──────── Source data ────────
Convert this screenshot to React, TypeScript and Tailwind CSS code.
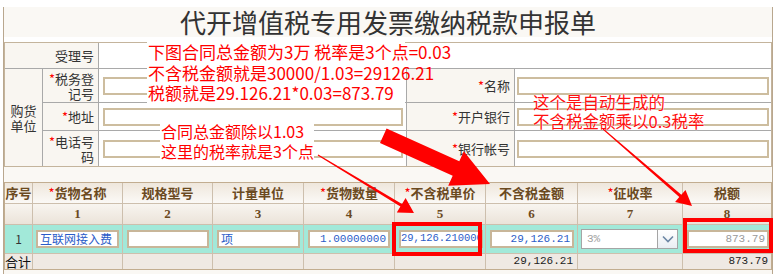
import React from "react";

const Star = () => <span className="text-[#ff0000] font-normal">*</span>;

const Label = ({ text, star, className = "" }: { text: string; star?: boolean; className?: string }) => (
  <div className={`bg-[#f9f6f1] flex items-center justify-end text-right pr-[4px] text-[13px] leading-[15px] text-[#333] ${className}`}>
    <span>
      {star && <Star />}
      {text}
    </span>
  </div>
);

const Field = ({ wide }: { wide?: boolean }) => (
  <div className={`bg-white flex items-center ${wide ? "pl-[2px] pr-[2px]" : "pl-[4px] pr-[3px]"}`}>
    <div className="h-[18px] w-full border-2 border-[#cdbd9f] bg-white" />
  </div>
);

const heads: [string, boolean][] = [
  ["序号", false],
  ["货物名称", true],
  ["规格型号", false],
  ["计量单位", false],
  ["货物数量", true],
  ["不含税单价", true],
  ["不含税金额", false],
  ["征收率", true],
  ["税额", false],
];

const Box = ({ children, className = "" }: { children?: React.ReactNode; className?: string }) => (
  <div
    className={`h-[18px] w-full border-2 border-[#c8b699] bg-white flex items-center overflow-hidden whitespace-nowrap px-[2px] ${className}`}
  >
    {children}
  </div>
);

const DataCell = ({ children, className = "" }: { children?: React.ReactNode; className?: string }) => (
  <div className={`bg-[#a2e9d9] flex items-center px-[3px] ${className}`}>{children}</div>
);

export default function App() {
  return (
    <div className="w-[775px] h-[274px] bg-white relative overflow-hidden font-['Noto_Sans_CJK_SC',sans-serif]">
      <div className="ml-[3px] w-[770px] h-[274px] border-l border-r border-[#b9a78e]">
        {/* title */}
        <div className="mt-[7px] h-[30px] bg-[#faf8f4] flex items-center justify-center text-[26px] text-[#333] leading-none">
          代开增值税专用发票缴纳税款申报单
        </div>

        {/* purchaser block */}
        <div className="mt-[5px] grid grid-cols-[37px_55px_307px_107px_256px] grid-rows-[25px_33px_27px_35px] gap-px bg-[#a9a9a9] border border-[#c4b49c]">
          <Label text="受理号" className="col-span-2" />
          <div className="col-span-3 bg-white" />

          <div className="row-span-3 bg-[#f9f6f1] flex items-center justify-center text-center text-[13px] leading-[15px] text-[#333] px-[5px]">
            购货单位
          </div>
          <Label text="税务登记号" star />
          <Field />
          <Label text="名称" star />
          <Field wide />

          <Label text="地址" star />
          <Field />
          <Label text="开户银行" star />
          <Field wide />

          <Label text="电话号码" star />
          <Field />
          <Label text="银行帐号" star />
          <Field wide />
        </div>

        <div className="h-[15px] bg-[#faf8f4]" />

        {/* goods table */}
        <div className="grid grid-cols-[27px_89px_89px_90px_90px_90px_91px_104px_88px] grid-rows-[20px_20px_28px_15px] gap-px bg-[#cdbfad] border border-[#c2ad90]">
          {heads.map(([t, s]) => (
            <div
              key={t}
              className="bg-linear-to-b from-[#efe7dc] to-[#fbf9f6] flex items-center justify-center text-[13px] font-bold text-[#6b4a1f] whitespace-nowrap"
            >
              {s && <Star />}
              {t}
            </div>
          ))}
          {["", "1", "2", "3", "4", "5", "6", "7", "8"].map((n, i) => (
            <div
              key={i}
              className="bg-linear-to-b from-[#f8f5f0] to-[#ebe3d9] flex items-center justify-center text-[13px] font-bold text-[#6b4a1f] font-['Liberation_Serif',serif]"
            >
              {n}
            </div>
          ))}

          <DataCell className="justify-center text-[12px] text-[#333]">1</DataCell>
          <DataCell>
            <Box className="text-[12px] text-[#2a5cc8]">互联网接入费</Box>
          </DataCell>
          <DataCell className="pl-[4px]">
            <Box />
          </DataCell>
          <DataCell className="pl-[4px]">
            <Box className="text-[12px] text-[#2a5cc8]">项</Box>
          </DataCell>
          <DataCell className="pl-[4px] pr-[4px]">
            <Box className="justify-end font-['Liberation_Mono',monospace] text-[11px] text-[#2a5cc8]">1.00000000</Box>
          </DataCell>
          <DataCell className="pl-[4px] pr-[2px]">
            <Box className="!px-0 font-['Liberation_Mono',monospace] text-[10.5px] text-[#2a5cc8]">29,126.210000</Box>
          </DataCell>
          <DataCell className="pl-[4px] pr-[3px]">
            <Box className="justify-end font-['Liberation_Mono',monospace] text-[11px] text-[#2a5cc8]">29,126.21</Box>
          </DataCell>
          <DataCell className="pl-[3px] pr-[4px]">
            <div className="h-[20px] w-full border border-[#a5a5a5] bg-white flex items-center">
              <span className="flex-1 pl-[5px] font-['Liberation_Mono',monospace] text-[11px] text-[#a0a0a0]">3%</span>
              <div className="w-[20px] h-full border-l border-[#a5a5a5] bg-linear-to-b from-white to-[#e9eef3] flex items-center justify-center">
                <svg width="12" height="8" viewBox="0 0 12 8">
                  <polyline points="1,1.5 6,6.5 11,1.5" fill="none" stroke="#6c86a4" strokeWidth="1.6" />
                </svg>
              </div>
            </div>
          </DataCell>
          <DataCell className="pl-[4px] pr-[2px]">
            <Box className="justify-end bg-[#efefef] font-['Liberation_Mono',monospace] text-[11px] text-[#9a9a9a]">873.79</Box>
          </DataCell>

          <div className="bg-[#efe9e3] flex items-center text-[13px] text-[#111] leading-none">合计</div>
          <div className="bg-[#efe9e3]" />
          <div className="bg-[#efe9e3]" />
          <div className="bg-[#efe9e3]" />
          <div className="bg-[#efe9e3]" />
          <div className="bg-[#efe9e3]" />
          <div className="bg-[#efe9e3] flex items-center justify-end pr-[4px] font-['Liberation_Mono',monospace] text-[11px] text-[#222]">
            29,126.21
          </div>
          <div className="bg-[#efe9e3]" />
          <div className="bg-[#efe9e3] flex items-center justify-end pr-[3px] font-['Liberation_Mono',monospace] text-[11px] text-[#222]">
            873.79
          </div>
        </div>
        <div className="h-[4px] bg-[#faf8f4]" />
      </div>

      {/* annotations */}
      <div className="absolute left-[147px] top-[42px] w-[258px] bg-white text-[17px] leading-[20.5px] text-[#ff0000] whitespace-nowrap pl-[1px]">
        <div>下图合同总金额为3万 税率是3个点=0.03</div>
        <div>不含税金额就是30000/1.03=29126.21</div>
        <div>税额就是29.126.21*0.03=873.79</div>
      </div>
      <div className="absolute left-[160px] top-[121px] bg-white text-[16px] leading-[20px] text-[#ff0000] whitespace-nowrap pl-[1px]">
        <div>合同总金额除以1.03</div>
        <div>这里的税率就是3个点</div>
      </div>
      <div className="absolute left-[533px] top-[93px] text-[16.5px] leading-[18.5px] text-[#ff1010] whitespace-nowrap [text-shadow:0_0_1px_#fff,0_0_1px_#fff]">
        <div>这个是自动生成的</div>
        <div>不含税金额乘以0.3税率</div>
      </div>

      <svg className="absolute left-0 top-0 pointer-events-none" width="775" height="274" viewBox="0 0 775 274">
        <polygon
          fill="#ff0000"
          points="386.6,128.5 459.3,161.2 463.8,151.2 490,184 448.2,185.8 452.7,175.8 380,143.1"
        />
        <polygon
          fill="#ff0000"
          points="318.3,154.6 402,203.9 405.6,197.9 414,213 396.8,212.5 400.4,206.5 317.7,155.4"
        />
        <polygon
          fill="#ff0000"
          points="603.3,128.6 681.3,194.8 685.5,189.9 692,206 675.1,201.9 679.3,197 602.7,129.4"
        />
        <rect x="394" y="224" width="86" height="30" fill="none" stroke="#ff0000" strokeWidth="4" />
        <rect x="685" y="220" width="86" height="31" fill="none" stroke="#ff0000" strokeWidth="4" />
      </svg>
    </div>
  );
}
────────
- **What this task involves**: All of the lines above should be retyped precisely, apart from the pictures.

- **Exercise answer**:
Convert this screenshot to React, TypeScript and Tailwind CSS code.
import React from "react";

const Star = () => <span className="text-[#ff0000] font-normal">*</span>;

const Label = ({ text, star, className = "" }: { text: string; star?: boolean; className?: string }) => (
  <div className={`bg-[#f9f6f1] flex items-center justify-end text-right pr-[4px] text-[13px] leading-[15px] text-[#333] ${className}`}>
    <span>
      {star && <Star />}
      {text}
    </span>
  </div>
);

const Field = ({ wide }: { wide?: boolean }) => (
  <div className={`bg-white flex items-center ${wide ? "pl-[2px] pr-[2px]" : "pl-[4px] pr-[3px]"}`}>
    <div className="h-[18px] w-full border-2 border-[#cdbd9f] bg-white" />
  </div>
);

const heads: [string, boolean][] = [
  ["序号", false],
  ["货物名称", true],
  ["规格型号", false],
  ["计量单位", false],
  ["货物数量", true],
  ["不含税单价", true],
  ["不含税金额", false],
  ["征收率", true],
  ["税额", false],
];

const Box = ({ children, className = "" }: { children?: React.ReactNode; className?: string }) => (
  <div
    className={`h-[18px] w-full border-2 border-[#c8b699] bg-white flex items-center overflow-hidden whitespace-nowrap px-[2px] ${className}`}
  >
    {children}
  </div>
);

const DataCell = ({ children, className = "" }: { children?: React.ReactNode; className?: string }) => (
  <div className={`bg-[#a2e9d9] flex items-center px-[3px] ${className}`}>{children}</div>
);

export default function App() {
  return (
    <div className="w-[775px] h-[274px] bg-white relative overflow-hidden font-['Noto_Sans_CJK_SC',sans-serif]">
      <div className="ml-[3px] w-[770px] h-[274px] border-l border-r border-[#b9a78e]">
        {/* title */}
        <div className="mt-[7px] h-[30px] bg-[#faf8f4] flex items-center justify-center text-[26px] text-[#333] leading-none">
          代开增值税专用发票缴纳税款申报单
        </div>

        {/* purchaser block */}
        <div className="mt-[5px] grid grid-cols-[37px_55px_307px_107px_256px] grid-rows-[25px_33px_27px_35px] gap-px bg-[#a9a9a9] border border-[#c4b49c]">
          <Label text="受理号" className="col-span-2" />
          <div className="col-span-3 bg-white" />

          <div className="row-span-3 bg-[#f9f6f1] flex items-center justify-center text-center text-[13px] leading-[15px] text-[#333] px-[5px]">
            购货单位
          </div>
          <Label text="税务登记号" star />
          <Field />
          <Label text="名称" star />
          <Field wide />

          <Label text="地址" star />
          <Field />
          <Label text="开户银行" star />
          <Field wide />

          <Label text="电话号码" star />
          <Field />
          <Label text="银行帐号" star />
          <Field wide />
        </div>

        <div className="h-[15px] bg-[#faf8f4]" />

        {/* goods table */}
        <div className="grid grid-cols-[27px_89px_89px_90px_90px_90px_91px_104px_88px] grid-rows-[20px_20px_28px_15px] gap-px bg-[#cdbfad] border border-[#c2ad90]">
          {heads.map(([t, s]) => (
            <div
              key={t}
              className="bg-linear-to-b from-[#efe7dc] to-[#fbf9f6] flex items-center justify-center text-[13px] font-bold text-[#6b4a1f] whitespace-nowrap"
            >
              {s && <Star />}
              {t}
            </div>
          ))}
          {["", "1", "2", "3", "4", "5", "6", "7", "8"].map((n, i) => (
            <div
              key={i}
              className="bg-linear-to-b from-[#f8f5f0] to-[#ebe3d9] flex items-center justify-center text-[13px] font-bold text-[#6b4a1f] font-['Liberation_Serif',serif]"
            >
              {n}
            </div>
          ))}

          <DataCell className="justify-center text-[12px] text-[#333]">1</DataCell>
          <DataCell>
            <Box className="text-[12px] text-[#2a5cc8]">互联网接入费</Box>
          </DataCell>
          <DataCell className="pl-[4px]">
            <Box />
          </DataCell>
          <DataCell className="pl-[4px]">
            <Box className="text-[12px] text-[#2a5cc8]">项</Box>
          </DataCell>
          <DataCell className="pl-[4px] pr-[4px]">
            <Box className="justify-end font-['Liberation_Mono',monospace] text-[11px] text-[#2a5cc8]">1.00000000</Box>
          </DataCell>
          <DataCell className="pl-[4px] pr-[2px]">
            <Box className="!px-0 font-['Liberation_Mono',monospace] text-[10.5px] text-[#2a5cc8]">29,126.210000</Box>
          </DataCell>
          <DataCell className="pl-[4px] pr-[3px]">
            <Box className="justify-end font-['Liberation_Mono',monospace] text-[11px] text-[#2a5cc8]">29,126.21</Box>
          </DataCell>
          <DataCell className="pl-[3px] pr-[4px]">
            <div className="h-[20px] w-full border border-[#a5a5a5] bg-white flex items-center">
              <span className="flex-1 pl-[5px] font-['Liberation_Mono',monospace] text-[11px] text-[#a0a0a0]">3%</span>
              <div className="w-[20px] h-full border-l border-[#a5a5a5] bg-linear-to-b from-white to-[#e9eef3] flex items-center justify-center">
                <svg width="12" height="8" viewBox="0 0 12 8">
                  <polyline points="1,1.5 6,6.5 11,1.5" fill="none" stroke="#6c86a4" strokeWidth="1.6" />
                </svg>
              </div>
            </div>
          </DataCell>
          <DataCell className="pl-[4px] pr-[2px]">
            <Box className="justify-end bg-[#efefef] font-['Liberation_Mono',monospace] text-[11px] text-[#9a9a9a]">873.79</Box>
          </DataCell>

          <div className="bg-[#efe9e3] flex items-center text-[13px] text-[#111] leading-none">合计</div>
          <div className="bg-[#efe9e3]" />
          <div className="bg-[#efe9e3]" />
          <div className="bg-[#efe9e3]" />
          <div className="bg-[#efe9e3]" />
          <div className="bg-[#efe9e3]" />
          <div className="bg-[#efe9e3] flex items-center justify-end pr-[4px] font-['Liberation_Mono',monospace] text-[11px] text-[#222]">
            29,126.21
          </div>
          <div className="bg-[#efe9e3]" />
          <div className="bg-[#efe9e3] flex items-center justify-end pr-[3px] font-['Liberation_Mono',monospace] text-[11px] text-[#222]">
            873.79
          </div>
        </div>
        <div className="h-[4px] bg-[#faf8f4]" />
      </div>

      {/* annotations */}
      <div className="absolute left-[147px] top-[42px] w-[258px] bg-white text-[17px] leading-[20.5px] text-[#ff0000] whitespace-nowrap pl-[1px]">
        <div>下图合同总金额为3万 税率是3个点=0.03</div>
        <div>不含税金额就是30000/1.03=29126.21</div>
        <div>税额就是29.126.21*0.03=873.79</div>
      </div>
      <div className="absolute left-[160px] top-[121px] bg-white text-[16px] leading-[20px] text-[#ff0000] whitespace-nowrap pl-[1px]">
        <div>合同总金额除以1.03</div>
        <div>这里的税率就是3个点</div>
      </div>
      <div className="absolute left-[533px] top-[93px] text-[16.5px] leading-[18.5px] text-[#ff1010] whitespace-nowrap [text-shadow:0_0_1px_#fff,0_0_1px_#fff]">
        <div>这个是自动生成的</div>
        <div>不含税金额乘以0.3税率</div>
      </div>

      <svg className="absolute left-0 top-0 pointer-events-none" width="775" height="274" viewBox="0 0 775 274">
        <polygon
          fill="#ff0000"
          points="386.6,128.5 459.3,161.2 463.8,151.2 490,184 448.2,185.8 452.7,175.8 380,143.1"
        />
        <polygon
          fill="#ff0000"
          points="318.3,154.6 402,203.9 405.6,197.9 414,213 396.8,212.5 400.4,206.5 317.7,155.4"
        />
        <polygon
          fill="#ff0000"
          points="603.3,128.6 681.3,194.8 685.5,189.9 692,206 675.1,201.9 679.3,197 602.7,129.4"
        />
        <rect x="394" y="224" width="86" height="30" fill="none" stroke="#ff0000" strokeWidth="4" />
        <rect x="685" y="220" width="86" height="31" fill="none" stroke="#ff0000" strokeWidth="4" />
      </svg>
    </div>
  );
}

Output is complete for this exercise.